Some films have just one thing on their cine-minds: to become the next midnight-movie cult item, even now, in this age of perpetual, immediate, any time-access to so much. A noble goal. But facetiousness gets you only so far.
This is a fantasy grab bag in which nearly anything can happen. At one point a freezer full of packaged meats disgorges its contents, which spring to life and assemble themselves into an encased-meat monster. A mustache transforms into a batlike creature. A rip in the space-time continuum (which is always ripping in the movies -- talk about cheap fabric) leads to a scene in a coffeehouse.

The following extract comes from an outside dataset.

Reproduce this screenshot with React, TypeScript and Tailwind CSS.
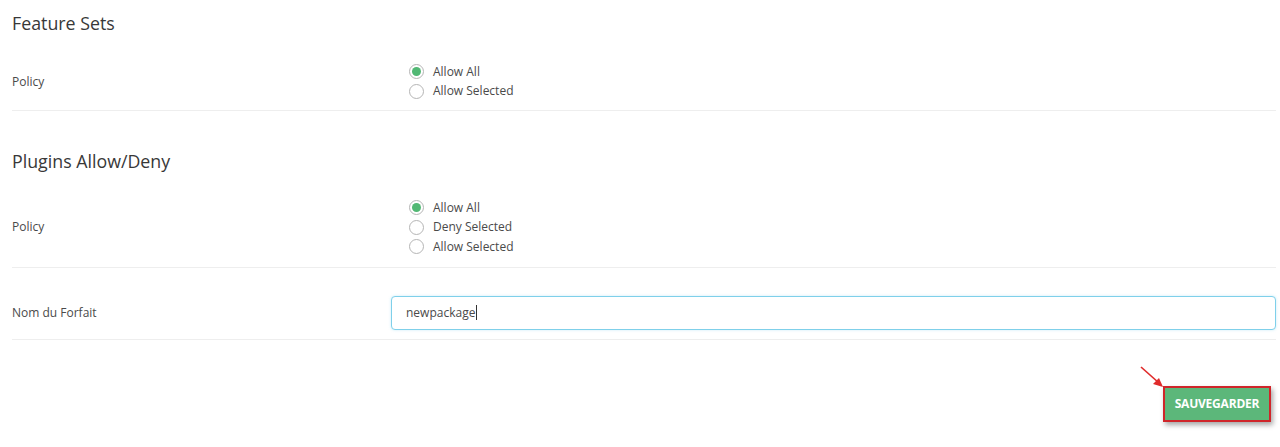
import type { FC } from 'react';

type RadioProps = { label: string; checked?: boolean };

const Radio: FC<RadioProps> = ({ label, checked }) => {
  return (
    <div className="flex h-[19.5px] items-center">
      <span className="flex h-[15px] w-[15px] items-center justify-center rounded-full border border-[#b5b5b5] bg-white">
        {checked && <span className="h-[9px] w-[9px] rounded-full bg-[#52b874]" />}
      </span>
      <span className="ml-[9px] text-[12px] text-[#4a4a4a]">{label}</span>
    </div>
  );
};

type RowProps = { label: string; children: React.ReactNode; className?: string };

const Row: FC<RowProps> = ({ label, children, className }) => {
  return (
    <div className={`flex items-center border-b border-[#eeeeee] ${className ?? ''}`}>
      <div className="w-[379px] shrink-0 text-[12px] text-[#4a4a4a]">{label}</div>
      <div className="flex-1">{children}</div>
    </div>
  );
};

const App: FC = () => {
  return (
    <div className="relative h-[447px] w-[1280px] overflow-hidden bg-white pl-3 pr-1 pt-[11px] font-['Open_Sans',sans-serif]">
      <h2 className="h-6 text-[17.8px] font-medium leading-6 text-[#383838]">Feature Sets</h2>
      <Row label="Policy" className="mt-[27px] pb-[9px]">
        <div className="pl-[18px]">
          <Radio label="Allow All" checked />
          <Radio label="Allow Selected" />
        </div>
      </Row>

      <h2 className="mt-[38px] h-6 text-[17.8px] font-medium leading-6 text-[#383838]">Plugins Allow/Deny</h2>
      <Row label="Policy" className="mt-[25px] pb-[10px]">
        <div className="pl-[18px]">
          <Radio label="Allow All" checked />
          <Radio label="Deny Selected" />
          <Radio label="Allow Selected" />
        </div>
      </Row>

      <Row label="Nom du Forfait" className="pb-[9px] pt-[28px]">
        <div className="flex h-[34px] items-center rounded-[4px] border border-[#7fd0ea] bg-white pl-[14px] text-[12px] text-[#4a4a4a] shadow-[0_0_3px_rgba(102,200,235,0.35)]">
          newpackage
          <span className="ml-px h-[15px] w-px bg-[#333]" />
        </div>
      </Row>

      <div className="mt-[46px] flex justify-end pr-[5px]">
        <button className="flex h-[36px] w-[108px] items-center justify-center border-2 border-[#d0252a] bg-[#5cb77a] text-[12px] font-bold tracking-[-0.2px] text-white shadow-[2px_3px_5px_rgba(0,0,0,0.35)]">
          SAUVEGARDER
        </button>
      </div>

      <svg className="absolute left-[1138px] top-[364px]" width="30" height="26" viewBox="0 0 30 26">
        <line x1="3" y1="3" x2="21" y2="19" stroke="#e02b2b" strokeWidth="1.6" />
        <polygon points="25,23 15,20 21,14" fill="#e02b2b" />
      </svg>
    </div>
  );
};

export default App;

One guy gets a phone call from the other guy, who's calling from an alternate universe, also in the present. So he's talking to two versions of the same person, simultaneously. Things like that.
The story comes from Cracked.com staffer Jason Pargin, writing under the pseudonym David Wong, who launched "John Dies at the End" as a 2001 online serial. Later it was published as a paperback, and then a revised version appeared in hardcover in 2009. The movie begins with Dave (Chase Williamson) sitting in a booth in a Chinese restaurant, recounting his improbable adventures to an investigative journalist (Paul Giamatti, who also executive-produced and who soars above the general quality level like an eagle).
It's all about soy sauce. The sauce, we learn, is a drug that allows the user to access alternate dimensions. Dave and his pal John (Rob Mayes) get wind of a planned interdimensional invasion overseen by the evil Korrok. In order for us (well, me) to get on board with Coscarelli's movie, we'd (I'd) have to enjoy the banter and the blase heroics of the leads. But the leads struggle to get a rhythm going, and Coscarelli -- who brought an earlier generation "Phantasm," some "Phantasm" sequels and (more to my taste, thanks to the Tanya Roberts factor) "The Beastmaster" -- hasn't found a way to turn his admiration for the material into a stupid-fun movie.
MPAA rating: R (for bloody violence and gore, nudity, language and drug content).
Running time: 1:39.
Cast: Rob Mayes (John); Chase Williamson (Dave); Clancy Brown (Dr. Albert Marconi); Paul Giamatti (Arnie Blondestone).
Credits: Written and directed by Don Coscarelli, based on the book by David Wong; produced by Andy Meyers, Brad Baruh, Don Coscarelli and Roman Perez. A Magnet Releasing release.